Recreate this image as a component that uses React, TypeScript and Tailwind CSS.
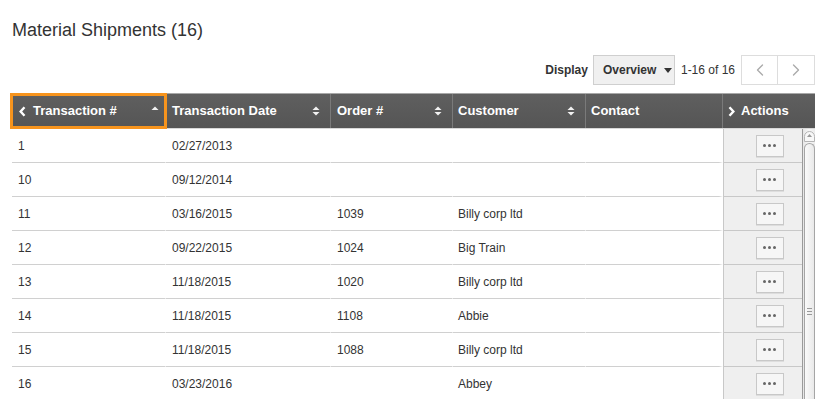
import { ChevronLeft, ChevronRight } from 'lucide-react'

const rows = [
  { id: '1', date: '02/27/2013', order: '', customer: '' },
  { id: '10', date: '09/12/2014', order: '', customer: '' },
  { id: '11', date: '03/16/2015', order: '1039', customer: 'Billy corp ltd' },
  { id: '12', date: '09/22/2015', order: '1024', customer: 'Big Train' },
  { id: '13', date: '11/18/2015', order: '1020', customer: 'Billy corp ltd' },
  { id: '14', date: '11/18/2015', order: '1108', customer: 'Abbie' },
  { id: '15', date: '11/18/2015', order: '1088', customer: 'Billy corp ltd' },
  { id: '16', date: '03/23/2016', order: '', customer: 'Abbey' },
]

function SortIcon({ upOnly = false }: { upOnly?: boolean }) {
  return (
    <svg width="8" height="10" viewBox="0 0 8 10" className="shrink-0">
      <path d="M0.5 4 L4 0.5 L7.5 4 Z" fill="#f2f2f2" />
      {!upOnly && <path d="M0.5 6 L4 9.5 L7.5 6 Z" fill="#f2f2f2" />}
    </svg>
  )
}

// small bold chevron used in the header
function Chev({ dir }: { dir: 'left' | 'right' }) {
  return (
    <svg width="7" height="11" viewBox="0 0 7 11" className="shrink-0">
      <path
        d={dir === 'left' ? 'M5.5 1.2 L1.6 5.5 L5.5 9.8' : 'M1.5 1.2 L5.4 5.5 L1.5 9.8'}
        fill="none"
        stroke="#fff"
        strokeWidth="2.4"
      />
    </svg>
  )
}

function Dots() {
  return (
    <div className="w-[28px] h-[22px] border border-[#c8c8c8] bg-[#f6f6f6] shadow-[0_1px_0_#ddd] flex items-center justify-center gap-[2px]">
      <span className="w-[3px] h-[3px] rounded-full bg-[#666]" />
      <span className="w-[3px] h-[3px] rounded-full bg-[#666]" />
      <span className="w-[3px] h-[3px] rounded-full bg-[#666]" />
    </div>
  )
}

export default function App() {
  return (
    <div className="w-[820px] h-[399px] overflow-hidden bg-white font-['Liberation_Sans',Arial,sans-serif] text-[#333] pl-3 pr-[5px]">
      <h1 className="pt-[19px] text-[18px] leading-[22px] text-[#333]">Material Shipments (16)</h1>

      {/* toolbar */}
      <div className="mt-[14px] h-[30px] flex justify-end items-center text-[12px]">
        <span className="font-bold mr-[5px]">Display</span>
        <div className="h-[30px] w-[82px] border border-[#cfcfcf] bg-[#f0f0f0] flex items-center pl-[9px] gap-[8px] font-bold">
          Overview
          <svg width="8" height="5" viewBox="0 0 8 5"><path d="M0 0 L8 0 L4 5 Z" fill="#333" /></svg>
        </div>
        <span className="ml-[6px] mr-[6px]">1-16 of 16</span>
        <div className="flex h-[30px] border border-[#ddd] bg-white">
          <div className="w-[36px] flex items-center justify-center border-r border-[#ddd]">
            <ChevronLeft size={20} strokeWidth={1.6} color="#aaa" />
          </div>
          <div className="w-[36px] flex items-center justify-center">
            <ChevronRight size={20} strokeWidth={1.6} color="#aaa" />
          </div>
        </div>
      </div>

      {/* table */}
      <div className="mt-2 relative">
        <div className="flex h-[36px] border-t border-[#a8a8a8] border-b border-b-[#d8d8d8] bg-gradient-to-b from-[#5f5f5f] to-[#555] text-white text-[13px] font-bold">
          <div className="relative w-[154px] flex items-center pl-[7px] pr-[6px] border-r border-[#7a7a7a]">
            <Chev dir="left" />
            <span className="flex-1 ml-[7px]">Transaction #</span>
            <SortIcon upOnly />
            <div className="absolute -left-[2px] -top-px w-[157px] h-[36px] border-[3px] border-[#f7941d]" />
          </div>
          <div className="w-[165px] flex items-center pl-[6px] pr-[10px] border-r border-[#7a7a7a]">
            <span className="flex-1">Transaction Date</span>
            <SortIcon />
          </div>
          <div className="w-[122px] flex items-center pl-[6px] pr-[10px] border-r border-[#7a7a7a]">
            <span className="flex-1">Order #</span>
            <SortIcon />
          </div>
          <div className="w-[133px] flex items-center pl-[5px] pr-[10px] border-r border-[#7a7a7a]">
            <span className="flex-1">Customer</span>
            <SortIcon />
          </div>
          <div className="w-[137px] flex items-center pl-[5px] border-r border-[#7a7a7a]">
            <span>Contact</span>
          </div>
          <div className="w-[92px] flex items-center pl-[5px]">
            <Chev dir="right" />
            <span className="ml-[6px]">Actions</span>
          </div>
        </div>

        <div className="relative h-[272px] overflow-hidden text-[12px]">
          {rows.map((r) => (
            <div key={r.id} className="flex h-[34px]">
              <div className="w-[154px] flex items-center pl-[6px] pt-px border-b border-b-[#d0d0d0] border-r border-r-white">{r.id}</div>
              <div className="w-[165px] flex items-center pl-[6px] pt-px border-b border-b-[#d0d0d0] border-r border-r-white">{r.date}</div>
              <div className="w-[122px] flex items-center pl-[6px] pt-px border-b border-b-[#d0d0d0] border-r border-r-white">{r.order}</div>
              <div className="w-[133px] flex items-center pl-[5px] pt-px border-b border-b-[#d0d0d0] border-r border-r-white">{r.customer}</div>
              <div className="w-[137px] border-b border-b-[#d0d0d0] border-r-4 border-r-white" />
              <div className="w-[92px] flex items-center justify-center bg-[#efefef] border-l border-[#c8c8c8] border-b border-b-[#c8c8c8]">
                <Dots />
              </div>
            </div>
          ))}

          {/* scrollbar */}
          <div className="absolute right-0 top-0 bottom-0 w-[13px] border-l border-[#9a9a9a] bg-gradient-to-r from-[#e6e6e6] via-[#f7f7f7] to-[#ececec] flex flex-col items-center">
            <div className="mt-[2px] w-[11px] h-[11px] rounded-t-full border border-[#b5b5b5] bg-[#f8f8f8] flex items-start justify-center pt-[2px]">
              <svg width="5" height="3" viewBox="0 0 5 3"><path d="M0 3 L2.5 0 L5 3 Z" fill="#999" /></svg>
            </div>
            <div className="mt-[1px] w-[11px] flex-1 rounded-t-full border border-[#a5a5a5] border-b-0 bg-gradient-to-r from-[#fafafa] to-[#e9e9e9] flex flex-col items-center pt-[164px] gap-[2px]">
              <span className="w-[5px] h-px bg-[#999]" />
              <span className="w-[5px] h-px bg-[#999]" />
              <span className="w-[5px] h-px bg-[#999]" />
            </div>
          </div>
        </div>
      </div>
    </div>
  )
}
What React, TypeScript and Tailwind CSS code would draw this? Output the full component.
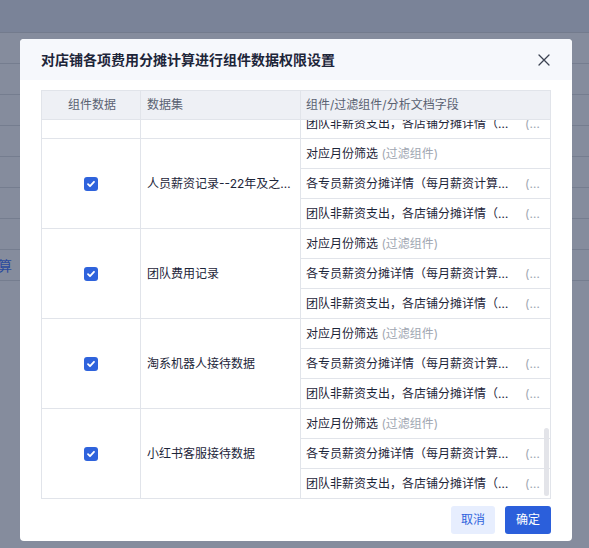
import React from "react";

type Field = { name: string; tag?: string; kind?: "filter" | "doc" };

const FIELDS: Field[] = [
  { name: "对应月份筛选", tag: "(过滤组件)", kind: "filter" },
  { name: "各专员薪资分摊详情（每月薪资计算表）", kind: "doc" },
  { name: "团队非薪资支出，各店铺分摊详情（每月）", kind: "doc" },
];

const DATASETS = [
  "人员薪资记录--22年之前",
  "人员薪资记录--22年及之后的数据",
  "团队费用记录",
  "淘系机器人接待数据",
  "小红书客服接待数据",
];

const FONT = { fontFamily: 'Inter, "Noto Sans CJK SC", "Noto Sans", sans-serif' };

function Check() {
  return (
    <span className="grid h-[14px] w-[14px] place-items-center rounded-[3px] bg-[#2f63dc]">
      <svg width="10" height="10" viewBox="0 0 10 10" fill="none">
        <path
          d="M2 5.2l2 2 4-4.4"
          stroke="#fff"
          strokeWidth="1.8"
          strokeLinecap="round"
          strokeLinejoin="round"
        />
      </svg>
    </span>
  );
}

function FieldCell({ f, last }: { f: Field; last: boolean }) {
  return (
    <div
      className={`flex flex-1 items-center pl-[5px] ${last ? "" : "border-b border-[#e1e4ea]"}`}
    >
      {f.kind === "filter" ? (
        <span className="text-[#1d2539]">
          {f.name} <span className="text-[#a1a7b2]">{f.tag}</span>
        </span>
      ) : (
        <>
          <span className="w-[205px] truncate text-[#1d2539]">{f.name}</span>
          <span className="ml-[14px] text-[#a1a7b2]">(…</span>
        </>
      )}
    </div>
  );
}

function Group({ name, checked }: { name: string; checked: boolean }) {
  return (
    <div className="flex h-[90px] border-b border-[#e1e4ea]">
      <div className="flex w-[99px] shrink-0 items-center justify-center border-r border-[#e1e4ea]">
        {checked && <Check />}
      </div>
      <div className="flex w-[160px] shrink-0 items-center border-r border-[#e1e4ea] pl-[6px] pr-[1px]">
        <span className="truncate text-[#1d2539]">{name}</span>
      </div>
      <div className="flex min-w-0 flex-1 flex-col">
        {FIELDS.map((f, i) => (
          <FieldCell key={i} f={f} last={i === FIELDS.length - 1} />
        ))}
      </div>
    </div>
  );
}

export default function App() {
  return (
    <div className="relative h-screen w-full overflow-hidden bg-[#858c9d]" style={FONT}>
      {/* page behind the mask */}
      <div className="h-[33px] border-b border-[#737b8d] bg-[#7a8398]" />
      {Array.from({ length: 8 }).map((_, i) => (
        <div key={i} className="flex h-[31px] items-center border-b border-[#757d8f]">
          {i === 7 && (
            <span className="-ml-[2px] text-[14px] text-[#2b4a9e]">算</span>
          )}
        </div>
      ))}

      {/* dialog */}
      <div className="absolute left-[20px] top-[39px] flex h-[502px] w-[552px] flex-col rounded-[4px] bg-white text-[12px]">
        <div className="flex h-[41px] shrink-0 items-center justify-between rounded-t-[4px] bg-[#f6f8fc] pl-[21px] pr-[22px]">
          <h2 className="text-[14px] font-bold text-[#1d2539]">
            对店铺各项费用分摊计算进行组件数据权限设置
          </h2>
          <svg width="12" height="12" viewBox="0 0 12 12" fill="none">
            <path
              d="M1 1l10 10M11 1L1 11"
              stroke="#3b4252"
              strokeWidth="1.3"
              strokeLinecap="round"
            />
          </svg>
        </div>

        <div className="px-[21px] pt-[10px]">
          <div className="border-x border-t border-[#e1e4ea]">
            <div className="flex h-[29px] border-b border-[#e1e4ea] bg-[#eef0f5] text-[#5a6272]">
              <div className="flex w-[99px] shrink-0 items-center justify-center border-r border-[#e1e4ea] pl-[2px]">
                组件数据
              </div>
              <div className="flex w-[160px] shrink-0 items-center border-r border-[#e1e4ea] px-[6px]">
                数据集
              </div>
              <div className="flex flex-1 items-center pl-[5px]">
                组件/过滤组件/分析文档字段
              </div>
            </div>
            <div className="relative h-[379px] overflow-hidden">
              <div className="-mt-[71px]">
                {DATASETS.map((d, i) => (
                  <Group key={d} name={d} checked={i > 0} />
                ))}
              </div>
              <div className="absolute right-[1px] top-[308px] h-[68px] w-[5px] rounded-full bg-[#e3e4e9]" />
            </div>
          </div>
        </div>

        <div className="flex justify-end gap-[10px] px-[21px] pt-[7px]">
          <button
            type="button"
            className="h-[28px] w-[44px] rounded-[3px] bg-[#e7eefe] text-[12px] text-[#2f63dc]"
          >
            取消
          </button>
          <button
            type="button"
            className="h-[28px] w-[46px] rounded-[3px] bg-[#2b5fdb] text-[12px] text-white"
          >
            确定
          </button>
        </div>
      </div>
    </div>
  );
}
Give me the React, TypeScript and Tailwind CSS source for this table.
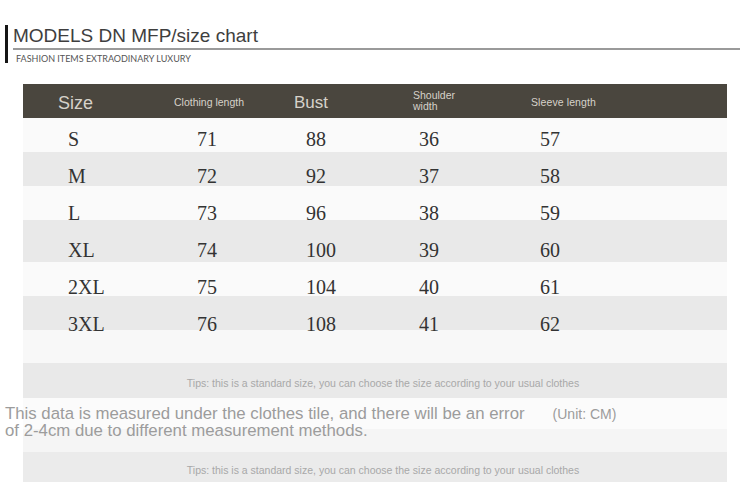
import React from "react";

const rows = [
  { size: "S", len: "71", bust: "88", sh: "36", sl: "57", h: "h-[34px]", pt: "pt-[11px]", bg: "bg-[#fafafa]" },
  { size: "M", len: "72", bust: "92", sh: "37", sl: "58", h: "h-[34px]", pt: "pt-[14px]", bg: "bg-[#e9e9e9]" },
  { size: "L", len: "73", bust: "96", sh: "38", sl: "59", h: "h-[34px]", pt: "pt-[17px]", bg: "bg-[#fafafa]" },
  { size: "XL", len: "74", bust: "100", sh: "39", sl: "60", h: "h-[42px]", pt: "pt-[20px]", bg: "bg-[#e9e9e9]" },
  { size: "2XL", len: "75", bust: "104", sh: "40", sl: "61", h: "h-[34px]", pt: "pt-[15px]", bg: "bg-[#fafafa]" },
  { size: "3XL", len: "76", bust: "108", sh: "41", sl: "62", h: "h-[34px]", pt: "pt-[18px]", bg: "bg-[#e9e9e9]" },
];

const tips = "Tips: this is a standard size, you can choose the size according to your usual clothes";

export default function App() {
  return (
    <div className="w-[750px] h-[485px] bg-white overflow-hidden font-['Liberation_Sans',Arial,sans-serif]">
      {/* Header */}
      <div className="flex pt-[25px] pl-[5px]">
        <div className="w-[3px] h-[38px] bg-[#151515]" />
        <div className="flex-1 ml-[4px] pr-[10px]">
          <div className="h-[23px] text-[19px] leading-[22px] text-[#3e3e3e] pl-[1px]">
            MODELS DN MFP/size chart
          </div>
          <div className="h-[2px] bg-[#9a9a9a] ml-[1px]" />
          <div className="pt-[4px] pl-[4px] text-[9px] leading-[10px] text-[#555] font-['Lato',sans-serif]">
            FASHION ITEMS EXTRAODINARY LUXURY
          </div>
        </div>
      </div>

      {/* Table */}
      <div className="ml-[23px] w-[704px] mt-[20px]">
        <div className="h-[34px] bg-[#4a463e] flex items-center pl-[35px] text-[#d6d2ca]">
          <div className="w-[116px] text-[18px] leading-[20px] pt-[4px]">Size</div>
          <div className="w-[120px] text-[10.5px] leading-[12px] pt-[2px]">Clothing length</div>
          <div className="w-[119px] text-[17px] leading-[20px] pt-[4px]">Bust</div>
          <div className="w-[118px] text-[10.5px] leading-[11px]">
            Shoulder
            <br />
            width
          </div>
          <div className="text-[10.5px] leading-[12px] pt-[1px] tracking-[0.1px]">Sleeve length</div>
        </div>

        {rows.map((r) => (
          <div
            key={r.size}
            className={`${r.h} ${r.pt} ${r.bg} flex pl-[45px] text-[20px] leading-[20px] text-[#333] font-['Liberation_Serif',serif]`}
          >
            <div className="w-[129px]">{r.size}</div>
            <div className="w-[109px]">{r.len}</div>
            <div className="w-[113px]">{r.bust}</div>
            <div className="w-[121px]">{r.sh}</div>
            <div>{r.sl}</div>
          </div>
        ))}

        <div className="h-[33px] bg-[#f8f8f8]" />
        <div className="h-[35px] bg-[#e9e9e9] flex items-center justify-center pl-[16px] pt-[6px] text-[10.5px] text-[#a8a8a8]">
          {tips}
        </div>
        <div className="h-[54px] bg-[linear-gradient(#fbfbfb_0,#fbfbfb_31px,#f5f5f5_31px)]">
          <div className="-ml-[18px] pt-[8px] text-[16.8px] leading-[15.5px] text-[#9c9c9c] whitespace-nowrap">
            <div className="flex items-baseline">
              <span>This data is measured under the clothes tile, and there will be an error</span>
              <span className="ml-[28px] text-[14px]">(Unit: CM)</span>
            </div>
            <div>of 2-4cm due to different measurement methods.</div>
          </div>
        </div>
        <div className="h-[30px] bg-[#ebebeb] flex items-center justify-center pl-[16px] pt-[7px] text-[10.5px] text-[#a8a8a8]">
          {tips}
        </div>
      </div>
    </div>
  );
}
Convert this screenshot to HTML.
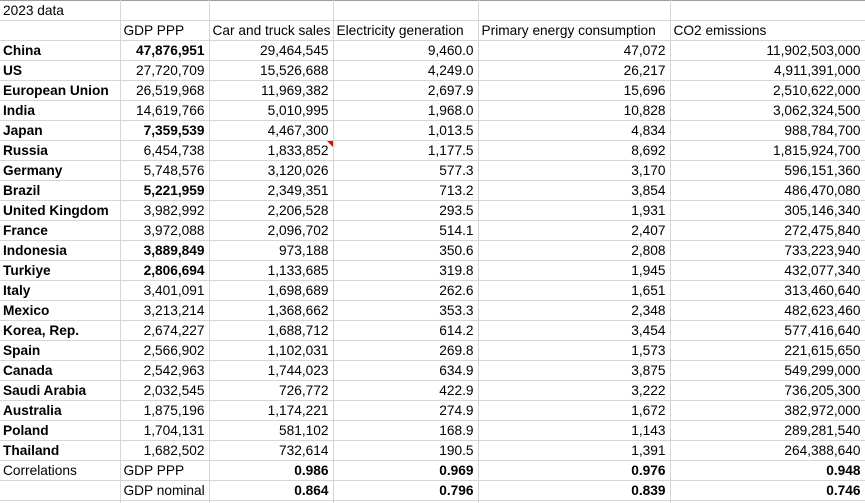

+ + + +

# Work instructions
Each line containing the word "component" counts once; report the total alone.

# Answer
2